How many lines hold the string "screenshot"? Give only the number.
__________
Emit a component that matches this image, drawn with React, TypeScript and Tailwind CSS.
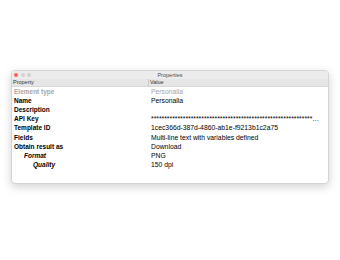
const rows = [
    { label: "Element type", value: "Personalia", dim: true, indent: 0 },
    { label: "Name", value: "Personalia", indent: 0 },
    { label: "Description", value: "", indent: 0 },
    { label: "API Key", value: "*".repeat(90), indent: 0 },
    { label: "Template ID", value: "1cec366d-387d-4860-ab1e-f9213b1c2a75", indent: 0 },
    { label: "Fields", value: "Multi-line text with variables defined", indent: 0 },
    { label: "Obtain result as", value: "Download", indent: 0 },
    { label: "Format", value: "PNG", indent: 1 },
    { label: "Quality", value: "150 dpi", indent: 2 },
]

const App = () => {
    return (
        <div className="w-[340px] h-[260px] bg-white pt-[70px] pl-[11px] font-['Liberation_Sans',Arial,sans-serif]">
            <div className="w-[318px] h-[114px] rounded-[4px] border border-[#d4d4d4] bg-white shadow-[0_3px_10px_rgba(0,0,0,0.18)] overflow-hidden flex flex-col">
                {/* title bar */}
                <div className="h-[8px] bg-[#ececec] flex items-center px-[1px] relative">
                    <div className="flex gap-[2.5px] pl-[1px]">
                        <span className="w-[4px] h-[4px] rounded-full bg-[#fe5f57]" />
                        <span className="w-[4px] h-[4px] rounded-full bg-[#d3d3d3]" />
                        <span className="w-[4px] h-[4px] rounded-full bg-[#d3d3d3]" />
                    </div>
                    <p className="absolute inset-0 text-center text-[5.5px] leading-[8px] text-[#4d4d4d]">Properties</p>
                </div>

                {/* header */}
                <div className="h-[8px] bg-[#e6e6e6] border-b border-[#d8d8d8] grid grid-cols-[136px_1fr] text-[5.5px] leading-[7px] text-[#333]">
                    <p className="pl-[1px]">Property</p>
                    <p className="pl-[1px] border-l border-[#c8c8c8]">Value</p>
                </div>

                <div className="flex flex-col">
                    {rows.map((r) => (
                        <div key={r.label} className="h-[9.1px] grid grid-cols-[137px_172px] items-center leading-[9px]">
                            <p className={`text-[6.5px] font-bold pl-[2px] ${r.indent === 1 ? "!pl-[12px] italic" : ""} ${r.indent === 2 ? "!pl-[21px] italic" : ""} ${r.dim ? "text-[#a6a6a6]" : "text-black"}`}>
                                {r.label}
                            </p>
                            <p className={`text-[6.8px] truncate pl-[2px] ${r.dim ? "text-[#a6a6a6]" : "text-black"}`}>
                                {r.value}
                            </p>
                        </div>
                    ))}
                </div>
            </div>
        </div>
    )
}

export default App
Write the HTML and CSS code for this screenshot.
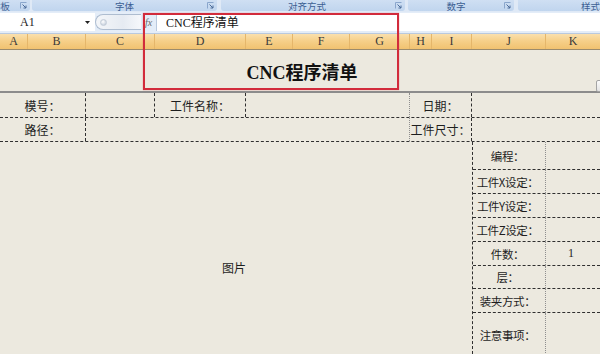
FILE: index.html
```html
<!DOCTYPE html>
<html lang="zh-CN">
<head>
	<meta charset="UTF-8">
	<meta name="viewport" content="width=device-width, initial-scale=1.0">
	<title>CNC程序清单</title>

	<link rel="stylesheet" href="styles.css">
</head>
<body>
	<div class="window">
		<!-- ribbon group captions -->
		<div class="ribbon">
			<div class="group g-clip">
				<span class="caption">剪贴板</span>
				<svg class="launcher" viewBox="0 0 7 7" width="7" height="7"><path d="M0.5 6.5V0.5H6.5" fill="none" stroke="#8aa6cc"/><path d="M2.5 2.5L6 6M6 3.5V6H3.5" fill="none" stroke="#4a6a98"/></svg>
			</div>
			<div class="group g-font">
				<span class="caption">字体</span>
				<svg class="launcher" viewBox="0 0 7 7" width="7" height="7"><path d="M0.5 6.5V0.5H6.5" fill="none" stroke="#8aa6cc"/><path d="M2.5 2.5L6 6M6 3.5V6H3.5" fill="none" stroke="#4a6a98"/></svg>
			</div>
			<div class="group g-align">
				<span class="caption">对齐方式</span>
				<svg class="launcher" viewBox="0 0 7 7" width="7" height="7"><path d="M0.5 6.5V0.5H6.5" fill="none" stroke="#8aa6cc"/><path d="M2.5 2.5L6 6M6 3.5V6H3.5" fill="none" stroke="#4a6a98"/></svg>
			</div>
			<div class="group g-number">
				<span class="caption">数字</span>
				<svg class="launcher" viewBox="0 0 7 7" width="7" height="7"><path d="M0.5 6.5V0.5H6.5" fill="none" stroke="#8aa6cc"/><path d="M2.5 2.5L6 6M6 3.5V6H3.5" fill="none" stroke="#4a6a98"/></svg>
			</div>
			<div class="group g-style">
				<span class="caption">样式</span>
			</div>
		</div>

		<!-- name box + formula bar -->
		<div class="formula-bar">
			<div class="name-box">
				<span>A1</span>
				<svg class="caret" viewBox="0 0 5 3" width="5" height="3"><path d="M0 0H5L2.5 3Z" fill="#222"/></svg>
			</div>
			<div class="splitter"><span class="knob"></span></div>
			<div class="fx">fx</div>
			<div class="formula">CNC程序清单</div>
		</div>

		<!-- column headers -->
		<div class="col-headers">
			<div class="col c-a">A</div>
			<div class="col c-b">B</div>
			<div class="col c-c">C</div>
			<div class="col c-d">D</div>
			<div class="col c-e">E</div>
			<div class="col c-f">F</div>
			<div class="col c-g">G</div>
			<div class="col c-h">H</div>
			<div class="col c-i">I</div>
			<div class="col c-j">J</div>
			<div class="col c-k">K</div>
		</div>

		<!-- worksheet -->
		<div class="sheet">
			<div class="title-row">CNC程序清单</div>

			<div class="info-row row-1">
				<div class="cell dash">模号：</div>
				<div class="cell dash"></div>
				<div class="cell dash">工件名称：</div>
				<div class="cell dot"></div>
				<div class="cell dash">日期：</div>
				<div class="cell"></div>
			</div>
			<div class="info-row row-2">
				<div class="cell dash">路径：</div>
				<div class="cell dot"></div>
				<div class="cell dash">工件尺寸：</div>
				<div class="cell"></div>
			</div>

			<div class="sheet-body">
				<div class="picture">图片</div>
				<div class="details">
					<div class="detail tall"><span class="label">编程：</span><span class="value"></span></div>
					<div class="detail"><span class="label">工件X设定：</span><span class="value"></span></div>
					<div class="detail"><span class="label">工件Y设定：</span><span class="value"></span></div>
					<div class="detail"><span class="label">工件Z设定：</span><span class="value"></span></div>
					<div class="detail"><span class="label">件数：</span><span class="value">1</span></div>
					<div class="detail short"><span class="label">层：</span><span class="value"></span></div>
					<div class="detail"><span class="label">装夹方式：</span><span class="value"></span></div>
					<div class="detail notes"><span class="label">注意事项：</span><span class="value"></span></div>
				</div>
			</div>
		</div>

		<!-- overlays -->
		<div class="highlight"></div>
		<div class="paste-tag"></div>
	</div>
</body>
</html>
```

FILE: styles.css
```css
*,
*::before,
*::after {
	margin: 0;
	padding: 0;
	box-sizing: border-box;
}

:root {
	--sheet-bg: #ece9df;
	--ribbon-bg: #dfe9f6;
	--caption-text: #3c5f93;
	--line-dark: #2f2f2f;
	--line-dot: #8e8e8e;
	--cell-text: #1e1e1e;
	--cjk: "Noto Sans CJK SC", sans-serif;
}

body {
	background: var(--sheet-bg);
	font-family: "Liberation Serif", "Noto Sans CJK SC", serif;
	color: var(--cell-text);
	overflow: hidden;
}

.window {
	position: relative;
	width: 600px;
	height: 354px;
	overflow: hidden;
}

/**
* Ribbon captions
*/
.ribbon {
	display: flex;
	height: 12px;
	background: var(--ribbon-bg);
}

.group {
	display: flex;
	align-items: flex-start;
	justify-content: center;
	position: relative;
	height: 11px;
	background: linear-gradient(to bottom, #cfdff3, #c0d5ee);
	border-radius: 0 0 3px 3px;
	overflow: hidden;
	font-family: var(--cjk);
	font-size: 9.5px;
	color: var(--caption-text);
	white-space: nowrap;
}

.caption {
	display: block;
	line-height: 10px;
	padding-top: 0.5px;
}

.group .launcher {
	position: absolute;
	right: 3px;
	top: 2px;
}

.g-clip {
	width: 30px;
	margin-right: 2px;
	justify-content: flex-end;
	padding-right: 20px;
}

.g-font {
	width: 185px;
	margin-right: 4px;
}

.g-align {
	width: 184px;
	margin-right: 3px;
	padding-right: 12px;
}

.g-number {
	width: 106px;
	margin-right: 4px;
	padding-right: 10px;
}

.g-style {
	flex: 1;
	justify-content: flex-end;
}

/**
* Formula bar
*/
.formula-bar {
	display: flex;
	align-items: center;
	height: 22px;
	padding: 1px 0 2px;
	background: #e4edf8;
	border-bottom: 1px solid #b9c9de;
}

.name-box {
	display: flex;
	align-items: center;
	justify-content: space-between;
	width: 95px;
	height: 100%;
	padding: 0 5px 0 20px;
	background: #fff;
	font-size: 12px;
}

.splitter {
	display: flex;
	align-items: center;
	width: 46px;
	height: 16px;
	padding-left: 4px;
	border: 1px solid #aebdd0;
	border-right: none;
	border-radius: 8px 0 0 8px;
	background: linear-gradient(to right, #f4f6f9, #e6ebf2 60%, #f6f8fb);
}

.knob {
	width: 7px;
	height: 7px;
	border-radius: 50%;
	background: radial-gradient(circle at 40% 35%, #fff, #b7c3d3);
	border: 1px solid #c3ccd8;
}

.fx {
	width: 15px;
	padding-left: 4px;
	font-style: italic;
	font-size: 10px;
	color: #6c6c6c;
}

.formula {
	flex: 1;
	height: 100%;
	display: flex;
	align-items: center;
	padding-left: 9px;
	background: #fff;
	border-left: 1px solid #b9c9de;
	font-size: 12px;
	color: #111;
}

/**
* Column headers
*/
.col-headers {
	display: flex;
	height: 16px;
	background: linear-gradient(to bottom, #fae0ae, #f6d08a 45%, #f1c270);
	border-bottom: 1px solid #9b8b6c;
}

.col {
	display: flex;
	align-items: center;
	justify-content: center;
	border-right: 1px solid #e5b66a;
	font-size: 12px;
	color: #3a3a3a;
}

.c-a { width: 28px; }
.c-b { width: 58px; }
.c-c { width: 69px; }
.c-d { width: 91px; }
.c-e { width: 47px; }
.c-f { width: 57px; }
.c-g { width: 60px; }
.c-h { width: 22px; }
.c-i { width: 40px; }
.c-j { width: 74px; }
.c-k { flex: 1; border-right: none; }

/**
* Worksheet
*/
.sheet {
	font-family: var(--cjk);
	font-size: 12px;
}

.title-row {
	display: flex;
	align-items: center;
	justify-content: center;
	height: 43px;
	padding: 0 0 0 4px;
	border-bottom: 2px solid #8c8c8c;
	font-family: "Liberation Serif", "Noto Sans CJK SC", serif;
	font-weight: 700;
	font-size: 18px;
	color: #111;
}

.info-row {
	display: grid;
	border-bottom: 1px dashed var(--line-dark);
}

.row-1 {
	height: 25px;
	grid-template-columns: 86px 69px 91px 164px 62px 1fr;
}

.row-2 {
	height: 24px;
	grid-template-columns: 86px 324px 62px 1fr;
}

.cell {
	display: flex;
	align-items: center;
	justify-content: center;
	white-space: nowrap;
}

.cell.dash {
	border-right: 1px dashed var(--line-dark);
}

.cell.dot {
	border-right: 1px dotted var(--line-dot);
}

.sheet-body {
	display: flex;
	height: 212px;
	overflow: hidden;
}

.picture {
	display: flex;
	align-items: center;
	justify-content: center;
	width: 472px;
	height: 250px;
	padding-right: 4px;
}

.details {
	flex: 1;
	border-left: 1px dashed var(--line-dark);
}

.detail {
	display: grid;
	grid-template-columns: 73px 1fr;
	height: 24px;
	border-bottom: 1px dashed var(--line-dark);
}

.detail.tall {
	height: 28px;
}

.detail.short {
	height: 23px;
}

.detail.notes {
	height: 44px;
	border-bottom: none;
}

.detail .label,
.detail .value {
	display: flex;
	align-items: center;
	justify-content: center;
	white-space: nowrap;
}

.detail .label {
	border-right: 1px dotted var(--line-dot);
	padding-right: 3px;
	font-size: 11.5px;
	letter-spacing: -0.4px;
}

.detail .value {
	font-family: "Liberation Serif", serif;
	padding-right: 4px;
}

/**
* Overlays
*/
.highlight {
	position: absolute;
	left: 143px;
	top: 13px;
	width: 256px;
	height: 77px;
	border: 2px solid #d22b3b;
	box-shadow: 0 0 1px rgba(210, 43, 59, 0.6);
	pointer-events: none;
}

.paste-tag {
	position: absolute;
	left: 596px;
	top: 80px;
	width: 10px;
	height: 12px;
	border: 1px solid #a4a4a4;
	border-radius: 2px;
	background: linear-gradient(to bottom, #fbfbfb, #e3e3e3);
}
```
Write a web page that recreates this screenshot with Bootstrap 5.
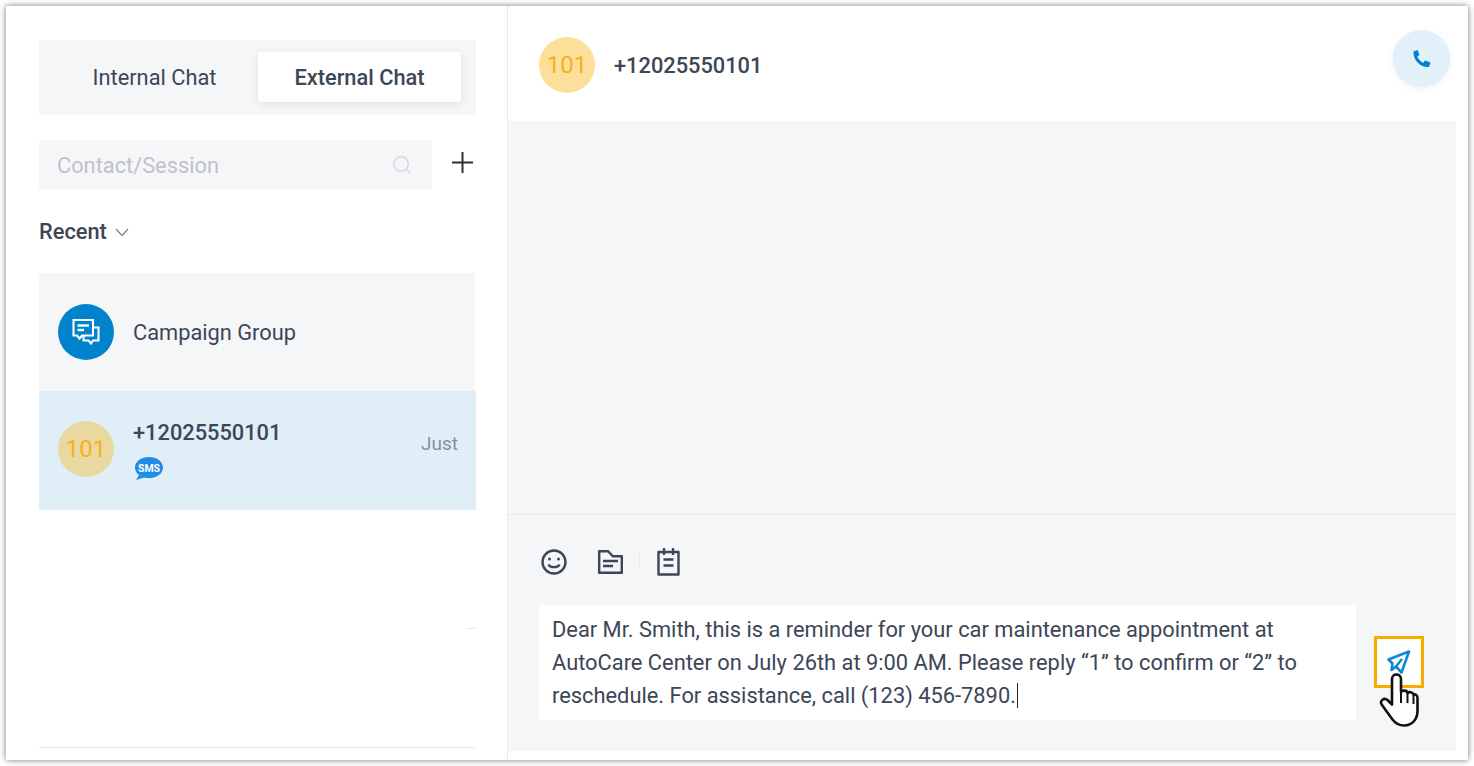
<!DOCTYPE html>
<html lang="en">
<head>
    <meta charset="UTF-8">
    <meta name="viewport" content="width=device-width, initial-scale=1.0">
    <link rel="stylesheet" href="https://cdn.jsdelivr.net/npm/bootstrap@5.3.0/dist/css/bootstrap.min.css">
    <title>External Chat</title>
    <style>
        html, body { height: 100%; }
        body { background: #fff; font-family: Roboto, sans-serif; color: #3c4657; overflow: hidden; padding: 6px 6px 6px 6px; }
        .app-window { height: 754px; width: 1462px; background: #fff; box-shadow: 0 0 6px rgba(0,0,0,.55); }
        .side-panel { width: 502px; flex: none; border-right: 1px solid #e6e9f2; padding: 34px 31px 0 33px; }
        .chat-switch { background: #f5f6f8; height: 75px; padding: 12px 15px 9px 12px; }
        .switch-item { width: 203px; height: 50px; font-size: 21.8px; line-height: 52px; text-align: center; border-radius: 3px; }
        .switch-off { padding-left: 4px; }
        .switch-on { background: #fff; font-weight: 500; box-shadow: 0 2px 8px rgba(60,70,87,.12); width: 203px; }
        .search-row { margin-top: 25px; height: 50px; }
        .search-box { width: 393px; height: 50px; background: #f5f6f8; border-radius: 3px; padding: 0 20px 0 18px; font-size: 21.8px; color: #bfc2c8; }
        .search-label { padding-top: 3px; }
        .plus-btn { margin-left: 20px; margin-top: -6px; }
        .recent-row { margin-top: 28px; height: 26px; font-size: 21.8px; font-weight: 500; line-height: 26px; gap: 8px; padding-top: 2px; }
        .conv-list { margin-top: 29px; width: 437px; }
        .conv-item { padding-left: 19px; gap: 19px; }
        .conv-one { height: 118px; background: #f5f6f8; width: 436px; }
        .conv-two { height: 119px; background: #e0eef8; padding-right: 18px; padding-bottom: 4px; }
        .round-avatar { width: 56px; height: 56px; border-radius: 50%; flex: none; }
        .avatar-blue { background: #0082cc; }
        .avatar-num { background: #e9d8a0; color: #f8b01d; font-size: 24px; }
        .avatar-head { background: #fcdf99; color: #f8b01d; font-size: 24px; }
        .conv-name { font-size: 21.8px; line-height: 26px; padding-top: 1px; }
        .conv-block { padding-top: 4px; }
        .conv-phone { font-size: 21.8px; line-height: 26px; font-weight: 500; }
        .conv-time { font-size: 19px; color: #8a8f98; margin-top: -8px; }
        .sms-ico { display: block; margin-top: 10px; margin-left: 1px; }
        .list-spacer { position: relative; width: 437px; height: 238px; border-bottom: 1px solid #e9eaee; }
        .tiny-rule { position: absolute; right: 0; top: 118px; width: 10px; height: 1px; background: #e6e9f2; }
        .chat-panel { width: 948px; flex: none; }
        .chat-head { height: 115px; padding: 2px 6px 0 31px; gap: 19px; }
        .head-phone { font-size: 21.8px; font-weight: 500; padding-top: 4px; }
        .call-btn { width: 57px; height: 57px; border-radius: 50%; background: #e2f0fa; box-shadow: 0 2px 6px rgba(60,70,87,.08); margin-top: -12px; }
        .msg-area { height: 394px; background: #f5f6f8; border-bottom: 1px solid #e6e9ee; }
        .compose-area { height: 236px; background: #f5f6f8; }
        .tool-row { padding: 33px 0 0 32px; height: 90px; }
        .tool-folder { margin-left: 28px; }
        .tool-sep { width: 1px; height: 19px; background: #e6e9ee; margin: 3px 15px 0 15px; }
        .compose-row { padding-left: 31px; position: relative; }
        .compose-text { width: 817px; height: 115px; background: #fff; padding: 8px 13px; font-size: 21.85px; line-height: 33px; }
        .caret-bar { border-left: 1px solid #222; margin-left: 1px; }
        .send-box { position: absolute; left: 866px; top: 31px; width: 50px; height: 52px; background: #fff; border: 3px solid #f9ab00; }
        .hand-ico { position: absolute; left: 871px; top: 68px; }
        .right-gutter { width: 12px; flex: none; }
    </style>
</head>
<body>
    <div class="app-window d-flex">
        <div class="side-panel">
            <div class="chat-switch d-flex justify-content-between">
                <div class="switch-item switch-off">Internal Chat</div>
                <div class="switch-item switch-on">External Chat</div>
            </div>
            <div class="search-row d-flex">
                <div class="search-box d-flex align-items-center justify-content-between">
                    <span class="search-label">Contact/Session</span>
                    <svg width="20" height="20" viewBox="0 0 20 20" fill="none" stroke="#d5d8de" stroke-width="1.6"><circle cx="9" cy="9" r="7.2"/><path d="M14.2 14.2L18 18"/></svg>
                </div>
                <div class="plus-btn d-flex align-items-center">
                    <svg width="21" height="21" viewBox="0 0 21 21" stroke="#2b2f36" stroke-width="2"><path d="M10.500 0v21M0 10.500h21"/></svg>
                </div>
            </div>
            <div class="recent-row d-flex align-items-center">
                <span>Recent</span>
                <svg width="14" height="9" viewBox="0 0 14 9" fill="none" stroke="#7d828b" stroke-width="1.2"><path d="M1 1l6 6.500L13 1"/></svg>
            </div>
            <div class="conv-list">
                <div class="conv-item conv-one d-flex align-items-center">
                    <div class="round-avatar avatar-blue d-flex align-items-center justify-content-center">
                        <svg width="28" height="28" viewBox="0 0 28 28" fill="none" stroke="#fff" stroke-width="2.100"><path d="M1.500 2h19.500v15.500H10l-2.500 3-2.500-3H1.500z"/><path d="M5.500 7.500h11.500" stroke-width="2.400"/><path d="M5.500 12h6.500" stroke-width="2.400"/><path d="M21 9.500h5.500v13H21l-2 3-2.500-3h-5v-5"/></svg>
                    </div>
                    <div class="conv-name">Campaign Group</div>
                </div>
                <div class="conv-item conv-two d-flex align-items-center">
                    <div class="round-avatar avatar-num d-flex align-items-center justify-content-center">101</div>
                    <div class="conv-block flex-grow-1">
                        <div class="conv-phone">+12025550101</div>
                        <svg class="sms-ico" width="30" height="25" viewBox="0 0 30 25"><path d="M15 1C7 1 1 5.500 1 11.500c0 3 1.500 5.500 4 7.500L2 24l8-2.500c1.500.4 3.200.6 5 .6 8 0 14-4.800 14-10.600S23 1 15 1z" fill="#1f8ce6"/><text x="15" y="15.500" text-anchor="middle" font-family="Roboto, sans-serif" font-size="10.500" font-weight="700" fill="#fff">SMS</text></svg>
                    </div>
                    <div class="conv-time">Just</div>
                </div>
                <div class="list-spacer"><div class="tiny-rule"></div></div>
            </div>
        </div>
        <div class="chat-panel">
            <div class="chat-head d-flex align-items-center">
                <div class="round-avatar avatar-head d-flex align-items-center justify-content-center">101</div>
                <div class="head-phone flex-grow-1">+12025550101</div>
                <div class="call-btn d-flex align-items-center justify-content-center">
                    <svg width="20" height="20" viewBox="0 0 20 20"><path d="M1.500 2.500L5.500 1l2 5-2.200 1.500c1 2.800 3.400 5.200 6.200 6.200L13 11.500l5.500 2-1.500 4.500C8.500 19 1 11 1.500 2.500z" fill="#0082cc"/></svg>
                </div>
            </div>
            <div class="msg-area"></div>
            <div class="compose-area">
                <div class="tool-row d-flex align-items-start">
                    <svg width="28" height="28" viewBox="0 0 28 28" fill="none" stroke="#3c4657" stroke-width="2.400"><circle cx="14" cy="14" r="11.500"/><circle cx="9.500" cy="11" r="1.500" fill="#3c4657" stroke="none"/><circle cx="18.500" cy="11" r="1.500" fill="#3c4657" stroke="none"/><path d="M8.500 16.500c1.500 3.500 9.500 3.500 11 0"/></svg>
                    <svg class="tool-folder" width="28" height="28" viewBox="0 0 28 28" fill="none" stroke="#3c4657" stroke-width="2.400" stroke-linejoin="round"><path d="M3.200 3.200h9l4.500 5h9.100v16.600H3.200z"/><path d="M7 13h15M7 18h10"/></svg>
                    <div class="tool-sep"></div>
                    <svg width="26" height="28" viewBox="0 0 26 28" fill="none" stroke="#3c4657" stroke-width="2.400" stroke-linejoin="round"><path d="M3.500 4h20v22.500h-20z"/><path d="M9 0v7M18 0v7M8.500 11.500h10M8.500 17.500h10"/></svg>
                </div>
                <div class="compose-row">
                    <div class="compose-text">Dear Mr. Smith, this is a reminder for your car maintenance appointment at AutoCare Center on July 26th at 9:00 AM. Please reply “1” to confirm or “2” to reschedule. For assistance, call (123) 456-7890.<span class="caret-bar"></span></div>
                    <div class="send-box d-flex align-items-center justify-content-center">
                        <svg width="26" height="26" viewBox="0 0 26 26" fill="none" stroke="#0a8ad6" stroke-width="2.600" stroke-linejoin="round"><path d="M23 2.500L2.500 10.500l4 4-1 6.500 4.500-3.500 5.500 6z"/><path d="M10 17.500L16 10"/></svg>
                    </div>
                    <svg class="hand-ico" width="42" height="54" viewBox="0 0 42 54"><path d="M13 6c0-6 9-6 9 0v13c1.500-2 6-2 6.500 1 1.500-1.500 5.500-1 6 1.500 2-.5 4 .5 4 3.500v13c0 9-6 14.500-13.500 14.500-5.500 0-8.500-2-11.500-6L3 32c-3-4 2-8 5.500-5l4.500 4.500z" fill="#fff" stroke="#111" stroke-width="2.600" stroke-linejoin="round"/><path d="M22 19v11M28.500 20v10M34.500 22v9" stroke="#111" stroke-width="2"/></svg>
                </div>
            </div>
        </div>
        <div class="right-gutter"></div>
    </div>
</body>
</html>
__________
The solution — 2